What are the key components of a Florida Promissory Note?

A well-drafted Florida Promissory Note typically includes the following components:

  1. Principal Amount: The total amount of money being borrowed.
  2. Interest Rate: The rate at which interest will accrue on the borrowed amount.
  3. Repayment Schedule: Specific dates and amounts for repayments.
  4. Maturity Date: The date by which the loan must be fully repaid.
  5. Default Terms: Conditions under which the borrower would be considered in default.
  6. Signatures: Signatures of both the borrower and the lender, indicating their agreement to the terms.

Is a Florida Promissory Note legally binding?

Yes, a Florida Promissory Note is legally binding, provided it meets certain requirements. For it to be enforceable, it must be in writing, signed by the borrower, and clearly outline the terms of the loan. If these conditions are met, the lender can take legal action to recover the owed amount in case of default.

Can a Promissory Note be modified after it is signed?

Yes, a Promissory Note can be modified, but both parties must agree to the changes. It is essential to document any modifications in writing and have both parties sign the revised note. This ensures that the new terms are legally recognized and can be enforced if necessary.
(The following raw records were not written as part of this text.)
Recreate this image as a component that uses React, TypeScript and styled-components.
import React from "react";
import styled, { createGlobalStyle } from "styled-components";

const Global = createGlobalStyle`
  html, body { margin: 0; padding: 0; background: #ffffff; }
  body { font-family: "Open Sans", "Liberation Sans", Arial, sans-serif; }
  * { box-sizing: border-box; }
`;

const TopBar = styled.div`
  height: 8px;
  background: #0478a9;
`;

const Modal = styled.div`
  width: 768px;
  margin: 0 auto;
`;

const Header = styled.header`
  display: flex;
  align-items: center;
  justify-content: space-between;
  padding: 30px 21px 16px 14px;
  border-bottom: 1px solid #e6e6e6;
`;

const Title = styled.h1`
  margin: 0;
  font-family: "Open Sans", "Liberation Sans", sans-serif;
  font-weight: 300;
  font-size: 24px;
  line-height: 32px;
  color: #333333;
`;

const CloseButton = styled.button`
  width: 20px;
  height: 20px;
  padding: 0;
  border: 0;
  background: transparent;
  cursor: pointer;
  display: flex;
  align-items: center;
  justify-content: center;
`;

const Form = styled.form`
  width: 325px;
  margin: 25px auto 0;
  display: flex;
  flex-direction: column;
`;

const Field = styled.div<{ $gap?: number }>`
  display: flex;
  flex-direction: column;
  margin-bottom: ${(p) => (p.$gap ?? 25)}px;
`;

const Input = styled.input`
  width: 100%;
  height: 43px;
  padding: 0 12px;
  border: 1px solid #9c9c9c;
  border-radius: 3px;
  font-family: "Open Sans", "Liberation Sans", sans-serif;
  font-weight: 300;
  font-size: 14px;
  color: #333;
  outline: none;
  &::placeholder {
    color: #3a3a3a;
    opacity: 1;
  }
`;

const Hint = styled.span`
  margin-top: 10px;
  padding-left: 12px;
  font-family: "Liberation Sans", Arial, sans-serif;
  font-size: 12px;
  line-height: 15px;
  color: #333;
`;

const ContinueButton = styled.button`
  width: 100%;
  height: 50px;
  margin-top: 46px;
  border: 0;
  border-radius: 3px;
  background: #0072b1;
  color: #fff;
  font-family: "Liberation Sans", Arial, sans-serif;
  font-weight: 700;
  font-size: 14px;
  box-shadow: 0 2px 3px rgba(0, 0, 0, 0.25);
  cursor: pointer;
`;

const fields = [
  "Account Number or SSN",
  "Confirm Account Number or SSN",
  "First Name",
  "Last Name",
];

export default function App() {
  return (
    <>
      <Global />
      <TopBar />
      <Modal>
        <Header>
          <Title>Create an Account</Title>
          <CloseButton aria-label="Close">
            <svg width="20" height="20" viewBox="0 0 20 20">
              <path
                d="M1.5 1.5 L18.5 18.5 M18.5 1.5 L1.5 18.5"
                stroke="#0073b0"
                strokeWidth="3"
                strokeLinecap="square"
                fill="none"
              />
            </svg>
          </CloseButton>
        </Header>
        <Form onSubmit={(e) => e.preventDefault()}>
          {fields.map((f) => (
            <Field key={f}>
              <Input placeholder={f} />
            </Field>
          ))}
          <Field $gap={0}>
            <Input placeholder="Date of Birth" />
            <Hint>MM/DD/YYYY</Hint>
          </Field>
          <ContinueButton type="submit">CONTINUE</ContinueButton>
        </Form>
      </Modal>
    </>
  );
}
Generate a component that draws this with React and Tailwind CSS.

What happens if the borrower defaults on the Promissory Note?

If the borrower defaults, the lender has several options. They may initiate legal proceedings to recover the owed amount, which could include filing a lawsuit. The lender may also seek to negotiate a new payment plan or settlement with the borrower. It is important for both parties to communicate openly to find a resolution before escalating the situation.

Where can I obtain a Florida Promissory Note form?

You can obtain a Florida Promissory Note form from various sources, including online legal services, local office supply stores, or through an attorney. It is advisable to use a form that is tailored to Florida laws to ensure compliance and protect your interests.